Fox is the worst offender of conservatively biased "news" and shouldn't be watched by anyone. Same goes for nearly every other "news" channel out there now on American TV.
Oh, but Fox actually lost this court case? I assumed the opposite before I checked the link.
Still... just wow. O_o
And then he goes on TV demonizing the shit out of Obama.
I'm not going to say which is the 'real' Bill, because neither of those are. The real Bill is a guy who doesn't give a shit about being misleading.
Billo likes money. He will do things for money. He gets ratings for being crazy. That's all you really need to know about Bill O'Reilly.
Fox's bias is political, while other station's biases tend to be towards manufacturing crap that will get people to tune in.They're not really the liberal media that Fox likes to call them as a justification for acting the way they do.
The guy lies to people on a daily basis, and he gets paid for it. I'm sure a lot of people would love to have that privilege.
Steam
battletag: Millin#1360
Nice chart to figure out how honest a news source is.
No, a wealthy corporation like News Corp can basically say anything it wants. Proving libel/slander under U.S. law is incredibly hard, and even if that happened they would just pay a small fine. The bigger threat is that politicians would stop giving them interviews ("controlling access"), but they're so influential that even Democrats basically have no choice but to interview with them occasionally.
Most of that "manufacturing of crap" tends to skew towards the liberal viewpoint, though. You'd be hard-pressed to find actual criticism of Obama on many of the "news" channels during any point of his term. The few times he has been criticized, its usually very lenient and handled with kid-gloves.
I consider myself as independent as they come. And watching any news channel on TV immediately gives me a headache from the obvious bias, consistent logical fallacies used to get across their agenda, and refusal to treat "their politicians" with the same microscope that they treat their opposition's.
No, there is pervasive liberal bias in the other networks. I mean, CBS tried to destroy a presidential candidate with forged documents. MSNBC is all liberals all the time. NPR has been doing a running series where they play an Obama campaign commercial, talk about how awesome he is, and then... they go on to the next news item.
Before I go curl up into the fetal position and suck my thumb trying to forget I know any of this, has anyone given any thought on how to set the USS News back on course? As a Canadian I'm used to fairly strict regulations regarding what's allowed to go on TV, but I'm going to guess that "suggesting more regulations" = "government telling me what to listen to" = "political suicide for anyone who would dare to suggest such a socialist/communist thing".
I guess hoping that someone or a group of someones who have a lot of money and are politically neutral start up a new, unbiased news channel is the answer?

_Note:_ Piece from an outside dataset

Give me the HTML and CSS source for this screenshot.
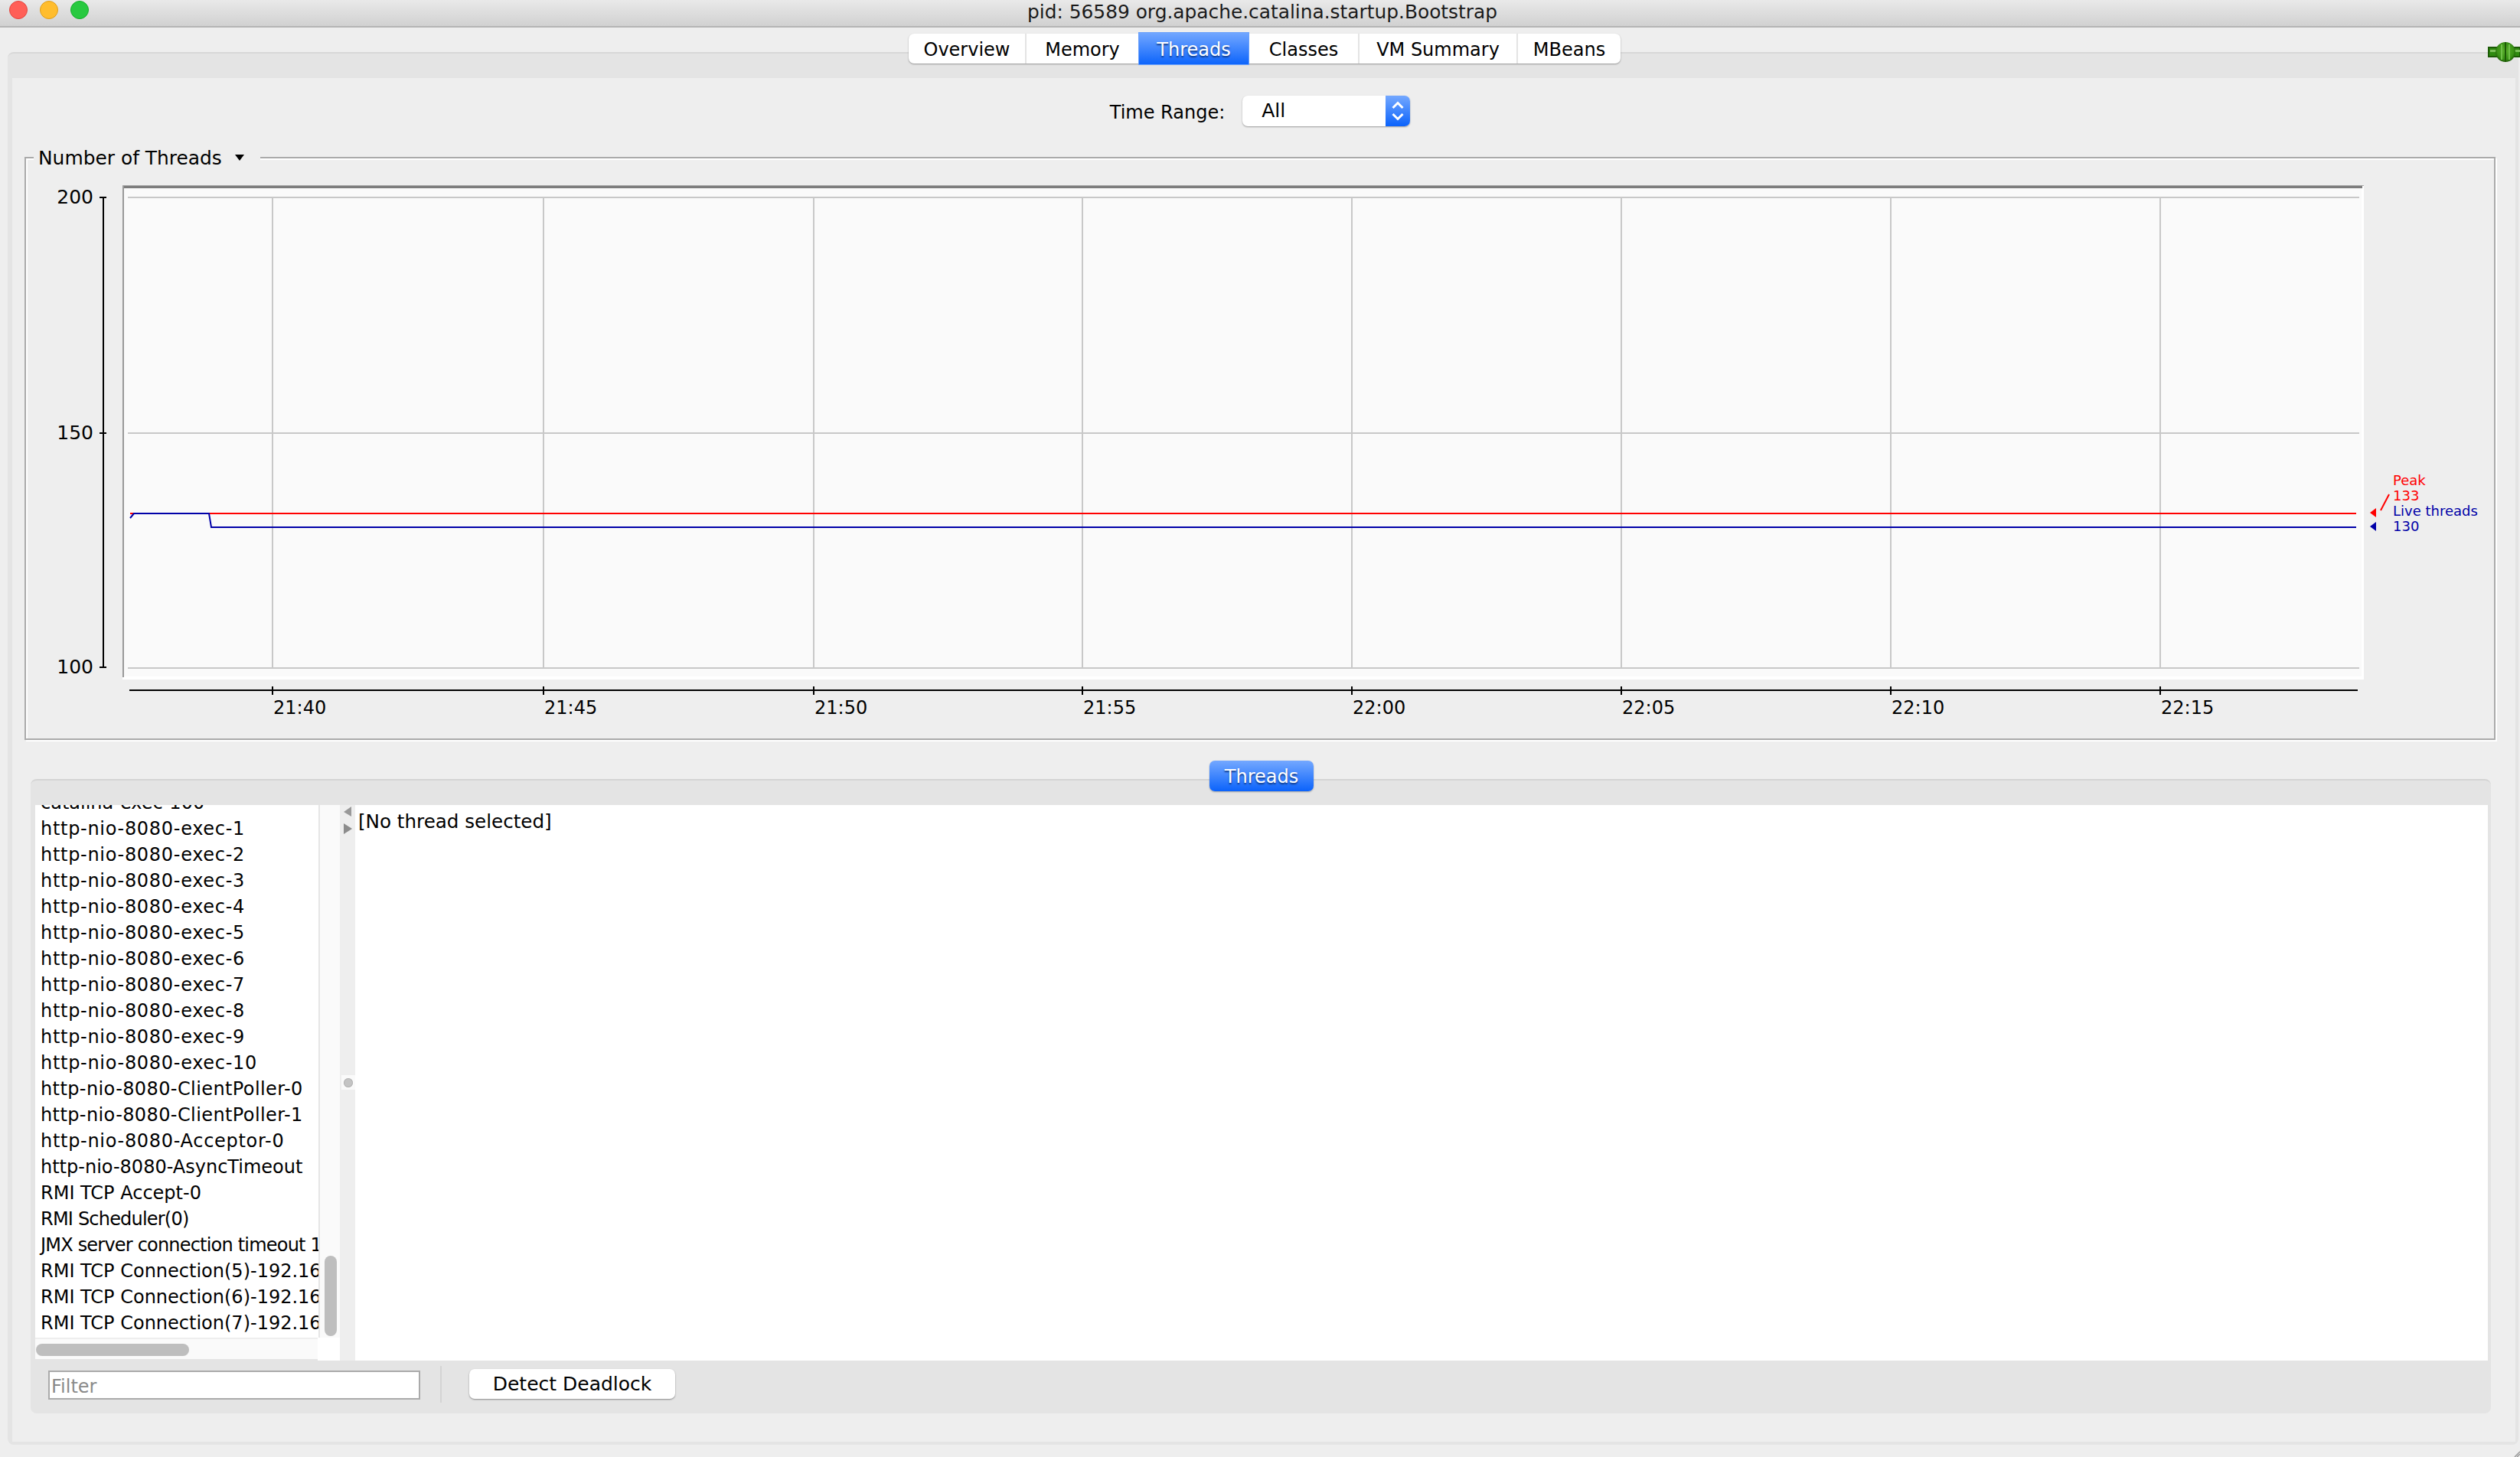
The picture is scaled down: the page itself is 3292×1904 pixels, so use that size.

Unbiased news doesn't sell.
Murdoch has created a horrible monster and in America there's no BBC to counterbalance it.
battletag: Millin#1360
Nice chart to figure out how honest a news source is.
Have some evidence to support this? It seems conspiracy theory minded.
I don't even think there is such a thing as "unbiased news".
I mean, I guess you could just dryly report facts and not explain them. But that would just be confusing and frustrating to the average viewer, not to mention boring. Proper news requires some sort of analysis, and that analysis will always be called a "bias" by anyone who disagrees with it. If we had some magical truth-telling device that would be great, but as it is we're stuck with human opinions.
Rathergate is the CBS story, but the rest is kind of bollocks.
Well, I mean you can never be wholly unbiased, but you can cover both sides of a story relatively dispassionately. I think the CBC in Canada, and probably the BBC in the UK do a pretty fair job of this (of course, they're run by the government instead of individual millionnaires/corporations, so that may be why).
This is the point of the conversation where I point out the fact that Fox News viewers are the most misinformed in the nation.
Because Fox just fucking lies.
Steam
Well that isn't really why they're misinformed. It is why they stay that way.
I'm skeptical that Fox and the Republicans will have to face reality any time soon.
They've got a nice little insular zone going on.